■ **Aim of the task**:
Keep only the lines where "source" appears.
BEGIN Exercise inputs
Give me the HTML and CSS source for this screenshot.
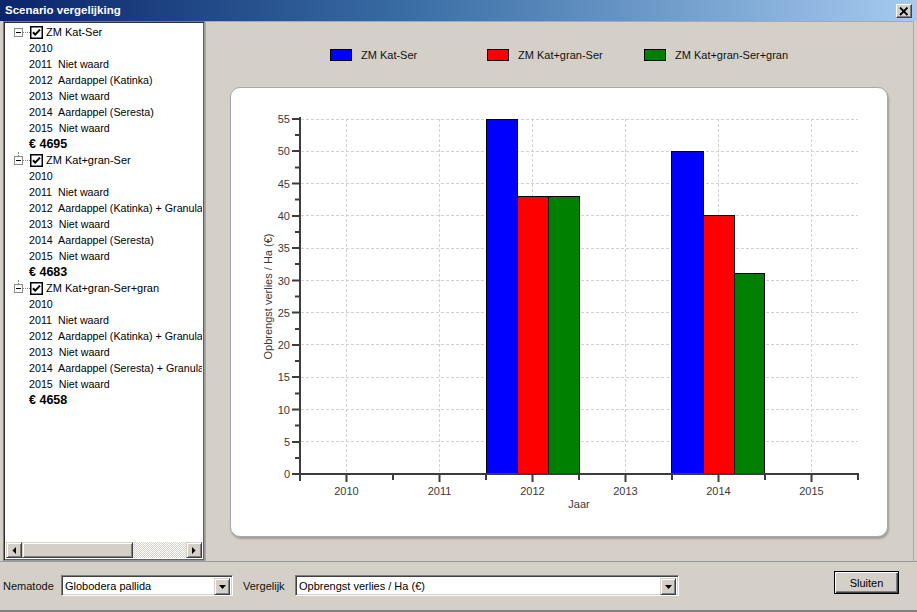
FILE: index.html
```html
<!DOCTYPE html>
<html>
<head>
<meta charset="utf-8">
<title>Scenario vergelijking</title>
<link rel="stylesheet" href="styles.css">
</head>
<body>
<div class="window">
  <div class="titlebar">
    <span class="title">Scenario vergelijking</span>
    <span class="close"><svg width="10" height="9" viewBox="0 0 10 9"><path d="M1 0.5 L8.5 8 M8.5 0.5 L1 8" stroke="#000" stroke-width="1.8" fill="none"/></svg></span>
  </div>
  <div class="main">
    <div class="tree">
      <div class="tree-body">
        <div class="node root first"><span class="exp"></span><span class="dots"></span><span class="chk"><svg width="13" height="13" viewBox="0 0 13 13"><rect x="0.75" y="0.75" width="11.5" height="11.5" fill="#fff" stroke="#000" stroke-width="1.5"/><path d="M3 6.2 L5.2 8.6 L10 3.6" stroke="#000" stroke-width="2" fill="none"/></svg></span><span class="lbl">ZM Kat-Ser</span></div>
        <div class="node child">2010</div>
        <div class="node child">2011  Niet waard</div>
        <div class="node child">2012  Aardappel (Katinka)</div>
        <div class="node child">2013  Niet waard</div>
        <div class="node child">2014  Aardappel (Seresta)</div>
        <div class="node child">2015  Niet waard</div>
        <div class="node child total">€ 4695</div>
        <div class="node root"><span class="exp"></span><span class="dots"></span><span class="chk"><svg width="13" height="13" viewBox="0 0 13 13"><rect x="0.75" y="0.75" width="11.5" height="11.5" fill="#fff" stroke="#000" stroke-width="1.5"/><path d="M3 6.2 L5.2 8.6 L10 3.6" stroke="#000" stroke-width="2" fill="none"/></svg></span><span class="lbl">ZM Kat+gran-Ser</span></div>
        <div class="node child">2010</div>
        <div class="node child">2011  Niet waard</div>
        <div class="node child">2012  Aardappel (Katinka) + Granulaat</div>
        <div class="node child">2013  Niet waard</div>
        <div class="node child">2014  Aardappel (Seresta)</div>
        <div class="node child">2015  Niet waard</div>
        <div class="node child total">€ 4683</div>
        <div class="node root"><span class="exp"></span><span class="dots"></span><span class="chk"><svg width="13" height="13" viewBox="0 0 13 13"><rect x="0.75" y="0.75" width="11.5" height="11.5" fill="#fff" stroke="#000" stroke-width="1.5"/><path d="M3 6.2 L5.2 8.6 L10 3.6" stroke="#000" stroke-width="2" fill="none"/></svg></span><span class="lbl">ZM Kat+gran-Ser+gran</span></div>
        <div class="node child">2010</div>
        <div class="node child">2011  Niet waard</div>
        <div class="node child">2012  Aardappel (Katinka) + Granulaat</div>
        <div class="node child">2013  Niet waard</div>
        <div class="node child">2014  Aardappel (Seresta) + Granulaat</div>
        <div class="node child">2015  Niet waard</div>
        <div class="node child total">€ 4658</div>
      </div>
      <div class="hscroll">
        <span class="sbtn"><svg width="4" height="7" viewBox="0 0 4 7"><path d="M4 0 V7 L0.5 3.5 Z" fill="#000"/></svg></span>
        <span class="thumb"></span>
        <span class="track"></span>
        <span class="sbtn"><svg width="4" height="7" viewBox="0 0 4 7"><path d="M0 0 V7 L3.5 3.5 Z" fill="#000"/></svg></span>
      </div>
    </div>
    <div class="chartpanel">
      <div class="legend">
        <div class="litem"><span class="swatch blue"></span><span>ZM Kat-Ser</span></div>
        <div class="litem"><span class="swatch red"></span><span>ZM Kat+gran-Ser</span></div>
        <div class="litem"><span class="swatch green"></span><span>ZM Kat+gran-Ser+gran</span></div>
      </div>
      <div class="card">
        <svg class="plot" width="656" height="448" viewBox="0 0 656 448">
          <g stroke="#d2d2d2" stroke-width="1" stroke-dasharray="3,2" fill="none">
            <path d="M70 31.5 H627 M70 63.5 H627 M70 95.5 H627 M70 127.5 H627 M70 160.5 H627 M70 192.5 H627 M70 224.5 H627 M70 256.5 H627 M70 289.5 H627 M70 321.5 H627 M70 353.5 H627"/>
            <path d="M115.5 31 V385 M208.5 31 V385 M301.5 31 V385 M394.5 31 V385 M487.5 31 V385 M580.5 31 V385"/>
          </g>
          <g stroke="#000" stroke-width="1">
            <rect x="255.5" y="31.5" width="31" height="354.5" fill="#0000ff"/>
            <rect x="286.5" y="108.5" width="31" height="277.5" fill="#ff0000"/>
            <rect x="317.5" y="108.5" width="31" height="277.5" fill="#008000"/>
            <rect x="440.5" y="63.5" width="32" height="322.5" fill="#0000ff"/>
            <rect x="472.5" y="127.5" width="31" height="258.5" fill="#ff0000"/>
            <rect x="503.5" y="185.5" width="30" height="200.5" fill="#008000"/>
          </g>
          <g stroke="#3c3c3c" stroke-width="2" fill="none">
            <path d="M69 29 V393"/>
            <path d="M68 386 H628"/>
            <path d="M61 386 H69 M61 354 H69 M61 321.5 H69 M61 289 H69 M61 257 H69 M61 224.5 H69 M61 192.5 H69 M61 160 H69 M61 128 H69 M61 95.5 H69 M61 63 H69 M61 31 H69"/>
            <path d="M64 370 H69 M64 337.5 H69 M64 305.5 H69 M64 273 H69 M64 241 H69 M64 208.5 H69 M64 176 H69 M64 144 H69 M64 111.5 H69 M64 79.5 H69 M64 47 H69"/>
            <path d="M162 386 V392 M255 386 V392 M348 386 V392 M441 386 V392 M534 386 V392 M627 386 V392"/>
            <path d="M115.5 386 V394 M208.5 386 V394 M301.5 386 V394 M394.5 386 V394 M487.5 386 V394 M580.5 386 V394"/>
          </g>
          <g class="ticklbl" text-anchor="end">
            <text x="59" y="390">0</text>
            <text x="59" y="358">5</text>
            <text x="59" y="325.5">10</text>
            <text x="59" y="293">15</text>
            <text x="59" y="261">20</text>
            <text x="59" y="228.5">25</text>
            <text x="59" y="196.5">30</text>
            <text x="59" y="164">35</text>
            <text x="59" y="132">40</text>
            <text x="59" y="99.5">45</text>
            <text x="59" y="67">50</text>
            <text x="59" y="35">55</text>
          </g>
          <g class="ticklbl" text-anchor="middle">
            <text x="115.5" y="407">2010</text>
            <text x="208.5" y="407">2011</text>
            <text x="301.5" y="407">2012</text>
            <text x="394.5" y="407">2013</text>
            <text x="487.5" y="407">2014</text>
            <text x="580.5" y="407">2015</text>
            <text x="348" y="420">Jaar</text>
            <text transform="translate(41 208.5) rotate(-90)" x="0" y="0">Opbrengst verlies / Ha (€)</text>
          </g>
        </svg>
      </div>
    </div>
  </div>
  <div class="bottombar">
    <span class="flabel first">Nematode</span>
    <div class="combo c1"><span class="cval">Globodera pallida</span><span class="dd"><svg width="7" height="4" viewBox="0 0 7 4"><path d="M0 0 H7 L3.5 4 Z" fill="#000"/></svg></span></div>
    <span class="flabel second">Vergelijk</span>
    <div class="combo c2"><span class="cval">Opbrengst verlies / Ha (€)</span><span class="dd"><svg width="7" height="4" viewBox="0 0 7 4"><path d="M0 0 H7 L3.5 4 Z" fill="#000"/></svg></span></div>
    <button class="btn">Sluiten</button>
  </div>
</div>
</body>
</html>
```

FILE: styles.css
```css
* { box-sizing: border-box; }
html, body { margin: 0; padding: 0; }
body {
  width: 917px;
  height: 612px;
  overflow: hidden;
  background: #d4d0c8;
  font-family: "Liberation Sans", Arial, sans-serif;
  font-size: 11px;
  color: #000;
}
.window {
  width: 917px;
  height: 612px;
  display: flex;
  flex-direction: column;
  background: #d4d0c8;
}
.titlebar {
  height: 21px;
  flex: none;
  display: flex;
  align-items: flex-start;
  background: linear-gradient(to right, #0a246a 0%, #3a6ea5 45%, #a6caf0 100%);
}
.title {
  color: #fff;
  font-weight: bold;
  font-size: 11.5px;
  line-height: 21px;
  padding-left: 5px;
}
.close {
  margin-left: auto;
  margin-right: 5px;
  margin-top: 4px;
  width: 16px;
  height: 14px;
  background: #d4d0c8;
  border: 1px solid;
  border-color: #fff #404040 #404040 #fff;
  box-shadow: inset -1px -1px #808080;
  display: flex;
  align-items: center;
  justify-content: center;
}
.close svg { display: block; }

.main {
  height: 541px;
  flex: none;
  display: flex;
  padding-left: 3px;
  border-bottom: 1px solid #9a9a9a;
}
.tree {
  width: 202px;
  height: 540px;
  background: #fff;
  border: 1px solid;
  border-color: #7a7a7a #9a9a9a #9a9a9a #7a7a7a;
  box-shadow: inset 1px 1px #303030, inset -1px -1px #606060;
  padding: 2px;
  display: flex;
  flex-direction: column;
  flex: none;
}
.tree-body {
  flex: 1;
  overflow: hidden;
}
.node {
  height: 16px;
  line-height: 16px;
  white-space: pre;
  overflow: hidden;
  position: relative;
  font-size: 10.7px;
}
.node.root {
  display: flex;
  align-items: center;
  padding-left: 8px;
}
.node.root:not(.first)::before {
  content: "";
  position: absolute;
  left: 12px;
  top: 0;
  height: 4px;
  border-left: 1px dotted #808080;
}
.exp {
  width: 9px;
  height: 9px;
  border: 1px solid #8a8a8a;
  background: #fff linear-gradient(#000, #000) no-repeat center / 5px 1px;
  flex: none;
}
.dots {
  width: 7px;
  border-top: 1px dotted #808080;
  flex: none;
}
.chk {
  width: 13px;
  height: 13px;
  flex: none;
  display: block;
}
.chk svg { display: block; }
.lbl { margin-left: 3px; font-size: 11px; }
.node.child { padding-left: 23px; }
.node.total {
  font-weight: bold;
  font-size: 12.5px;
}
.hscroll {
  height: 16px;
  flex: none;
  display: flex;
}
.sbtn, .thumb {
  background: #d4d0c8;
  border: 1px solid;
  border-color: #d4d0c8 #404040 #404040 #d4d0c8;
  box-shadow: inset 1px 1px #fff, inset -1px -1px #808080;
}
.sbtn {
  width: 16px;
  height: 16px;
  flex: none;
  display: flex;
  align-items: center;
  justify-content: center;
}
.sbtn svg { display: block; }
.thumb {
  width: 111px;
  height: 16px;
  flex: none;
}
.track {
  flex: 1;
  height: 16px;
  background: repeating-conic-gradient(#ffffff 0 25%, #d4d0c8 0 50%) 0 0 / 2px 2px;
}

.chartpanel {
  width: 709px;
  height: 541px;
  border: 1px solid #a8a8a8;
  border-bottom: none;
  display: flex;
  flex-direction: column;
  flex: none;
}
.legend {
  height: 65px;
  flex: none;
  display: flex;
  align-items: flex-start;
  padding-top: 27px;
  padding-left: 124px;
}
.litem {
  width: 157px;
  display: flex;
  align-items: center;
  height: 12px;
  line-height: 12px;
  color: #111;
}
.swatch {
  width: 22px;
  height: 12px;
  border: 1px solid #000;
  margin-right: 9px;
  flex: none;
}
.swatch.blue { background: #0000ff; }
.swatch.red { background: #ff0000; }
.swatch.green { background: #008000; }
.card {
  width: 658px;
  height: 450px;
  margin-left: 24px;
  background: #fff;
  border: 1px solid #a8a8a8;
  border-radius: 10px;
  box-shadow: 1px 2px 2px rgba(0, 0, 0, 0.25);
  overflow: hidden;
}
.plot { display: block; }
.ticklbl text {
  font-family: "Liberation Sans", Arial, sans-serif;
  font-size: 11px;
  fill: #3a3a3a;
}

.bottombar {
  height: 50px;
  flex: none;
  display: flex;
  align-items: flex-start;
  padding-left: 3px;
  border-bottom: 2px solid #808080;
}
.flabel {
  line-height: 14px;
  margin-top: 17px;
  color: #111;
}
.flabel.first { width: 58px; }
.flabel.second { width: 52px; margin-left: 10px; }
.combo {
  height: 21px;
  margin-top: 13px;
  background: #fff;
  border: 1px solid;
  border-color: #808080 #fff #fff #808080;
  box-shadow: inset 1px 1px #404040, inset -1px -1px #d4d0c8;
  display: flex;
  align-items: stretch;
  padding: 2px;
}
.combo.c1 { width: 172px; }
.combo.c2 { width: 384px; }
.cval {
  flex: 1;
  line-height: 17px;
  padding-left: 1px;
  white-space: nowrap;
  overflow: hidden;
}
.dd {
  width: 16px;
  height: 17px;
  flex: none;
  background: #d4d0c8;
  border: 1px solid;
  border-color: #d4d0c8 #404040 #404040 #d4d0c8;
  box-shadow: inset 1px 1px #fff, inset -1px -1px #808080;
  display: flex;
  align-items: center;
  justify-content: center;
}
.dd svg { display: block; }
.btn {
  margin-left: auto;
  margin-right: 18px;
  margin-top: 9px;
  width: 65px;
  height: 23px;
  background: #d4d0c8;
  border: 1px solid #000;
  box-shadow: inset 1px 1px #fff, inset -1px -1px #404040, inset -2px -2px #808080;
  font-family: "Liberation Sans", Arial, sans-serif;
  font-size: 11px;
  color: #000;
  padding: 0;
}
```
END Exercise inputs
BEGIN Exercise inputs
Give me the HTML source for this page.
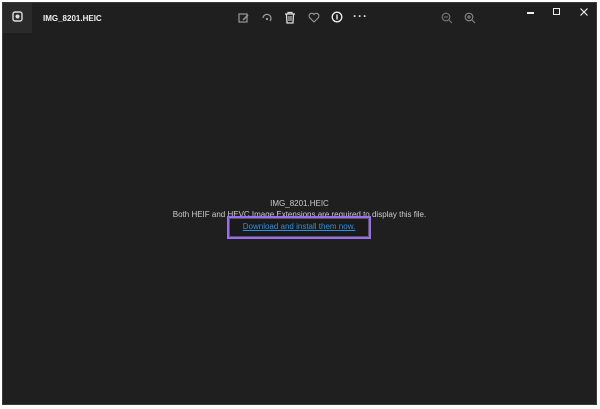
END Exercise inputs
BEGIN Exercise inputs
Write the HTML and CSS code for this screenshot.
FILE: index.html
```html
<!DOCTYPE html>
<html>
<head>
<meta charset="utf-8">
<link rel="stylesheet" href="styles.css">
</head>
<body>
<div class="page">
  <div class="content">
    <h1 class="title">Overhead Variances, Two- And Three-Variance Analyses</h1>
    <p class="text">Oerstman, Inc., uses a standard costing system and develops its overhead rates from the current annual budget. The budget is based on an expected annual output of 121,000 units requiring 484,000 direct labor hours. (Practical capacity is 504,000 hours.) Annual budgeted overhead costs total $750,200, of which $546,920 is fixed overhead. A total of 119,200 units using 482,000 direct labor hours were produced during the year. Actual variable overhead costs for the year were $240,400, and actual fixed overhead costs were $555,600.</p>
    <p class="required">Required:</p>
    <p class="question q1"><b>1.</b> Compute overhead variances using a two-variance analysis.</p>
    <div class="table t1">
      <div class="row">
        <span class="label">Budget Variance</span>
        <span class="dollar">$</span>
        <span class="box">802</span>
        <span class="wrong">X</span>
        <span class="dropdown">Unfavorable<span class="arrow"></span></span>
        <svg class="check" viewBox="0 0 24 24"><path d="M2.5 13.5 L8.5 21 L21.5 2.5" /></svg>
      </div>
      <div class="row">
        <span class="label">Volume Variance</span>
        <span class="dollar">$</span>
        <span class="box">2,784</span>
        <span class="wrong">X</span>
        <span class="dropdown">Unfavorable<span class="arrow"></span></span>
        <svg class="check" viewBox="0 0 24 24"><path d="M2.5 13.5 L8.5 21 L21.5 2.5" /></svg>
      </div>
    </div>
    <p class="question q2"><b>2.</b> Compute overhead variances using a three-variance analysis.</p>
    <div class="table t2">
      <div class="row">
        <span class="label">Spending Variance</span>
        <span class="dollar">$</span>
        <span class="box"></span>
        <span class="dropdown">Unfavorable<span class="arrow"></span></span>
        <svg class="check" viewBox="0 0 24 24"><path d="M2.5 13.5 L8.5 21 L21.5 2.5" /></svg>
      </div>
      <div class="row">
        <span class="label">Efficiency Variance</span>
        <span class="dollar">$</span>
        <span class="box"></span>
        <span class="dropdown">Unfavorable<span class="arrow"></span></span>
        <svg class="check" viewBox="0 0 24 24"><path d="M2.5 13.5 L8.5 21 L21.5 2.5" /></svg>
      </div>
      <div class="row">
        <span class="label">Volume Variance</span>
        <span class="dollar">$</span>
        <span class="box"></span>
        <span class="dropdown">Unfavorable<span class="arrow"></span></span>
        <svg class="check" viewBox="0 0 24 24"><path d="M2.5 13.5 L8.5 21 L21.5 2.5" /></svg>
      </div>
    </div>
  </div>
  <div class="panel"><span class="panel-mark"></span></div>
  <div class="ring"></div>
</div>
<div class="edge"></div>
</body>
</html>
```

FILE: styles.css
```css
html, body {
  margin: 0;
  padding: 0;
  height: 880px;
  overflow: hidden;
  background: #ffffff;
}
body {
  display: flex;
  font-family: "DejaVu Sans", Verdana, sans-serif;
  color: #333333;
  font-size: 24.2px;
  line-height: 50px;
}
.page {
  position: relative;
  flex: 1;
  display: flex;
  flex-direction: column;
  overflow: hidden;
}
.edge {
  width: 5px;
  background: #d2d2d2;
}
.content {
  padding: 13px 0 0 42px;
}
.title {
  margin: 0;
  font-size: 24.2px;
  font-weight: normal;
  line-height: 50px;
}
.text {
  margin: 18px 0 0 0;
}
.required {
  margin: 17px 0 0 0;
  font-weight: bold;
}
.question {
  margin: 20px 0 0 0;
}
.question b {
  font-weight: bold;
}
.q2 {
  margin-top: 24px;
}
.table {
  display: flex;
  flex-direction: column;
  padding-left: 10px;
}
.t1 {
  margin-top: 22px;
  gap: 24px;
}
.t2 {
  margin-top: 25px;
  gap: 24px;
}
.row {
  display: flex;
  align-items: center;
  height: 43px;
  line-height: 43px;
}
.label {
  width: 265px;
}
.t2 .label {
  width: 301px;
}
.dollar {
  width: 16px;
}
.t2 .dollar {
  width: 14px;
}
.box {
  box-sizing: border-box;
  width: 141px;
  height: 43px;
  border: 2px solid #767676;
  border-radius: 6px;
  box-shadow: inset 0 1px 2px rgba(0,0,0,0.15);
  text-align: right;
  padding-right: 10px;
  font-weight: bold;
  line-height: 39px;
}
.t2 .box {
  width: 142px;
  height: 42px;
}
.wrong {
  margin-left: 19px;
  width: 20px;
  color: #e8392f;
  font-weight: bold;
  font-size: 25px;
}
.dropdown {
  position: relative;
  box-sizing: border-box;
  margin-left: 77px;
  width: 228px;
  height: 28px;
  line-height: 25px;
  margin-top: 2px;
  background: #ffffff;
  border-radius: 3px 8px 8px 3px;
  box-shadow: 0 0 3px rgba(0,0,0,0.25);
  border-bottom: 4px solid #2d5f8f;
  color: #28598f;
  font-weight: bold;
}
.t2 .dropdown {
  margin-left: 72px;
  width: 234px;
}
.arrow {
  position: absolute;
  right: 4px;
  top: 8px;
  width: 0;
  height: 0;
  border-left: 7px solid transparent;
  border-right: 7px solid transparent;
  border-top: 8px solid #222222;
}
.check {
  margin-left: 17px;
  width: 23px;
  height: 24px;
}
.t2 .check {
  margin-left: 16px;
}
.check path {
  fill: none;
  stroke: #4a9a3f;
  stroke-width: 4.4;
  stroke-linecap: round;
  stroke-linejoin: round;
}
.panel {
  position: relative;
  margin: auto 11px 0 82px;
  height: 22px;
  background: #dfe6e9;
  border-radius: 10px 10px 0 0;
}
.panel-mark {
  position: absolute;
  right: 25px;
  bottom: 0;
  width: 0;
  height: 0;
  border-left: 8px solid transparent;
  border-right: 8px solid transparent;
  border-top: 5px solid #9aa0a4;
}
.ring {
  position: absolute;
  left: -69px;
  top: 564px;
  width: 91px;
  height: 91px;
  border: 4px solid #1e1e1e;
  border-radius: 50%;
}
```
END Exercise inputs
■ **Solution for this problem**:
Give me the HTML and CSS source for this screenshot.
Give me the HTML source for this page.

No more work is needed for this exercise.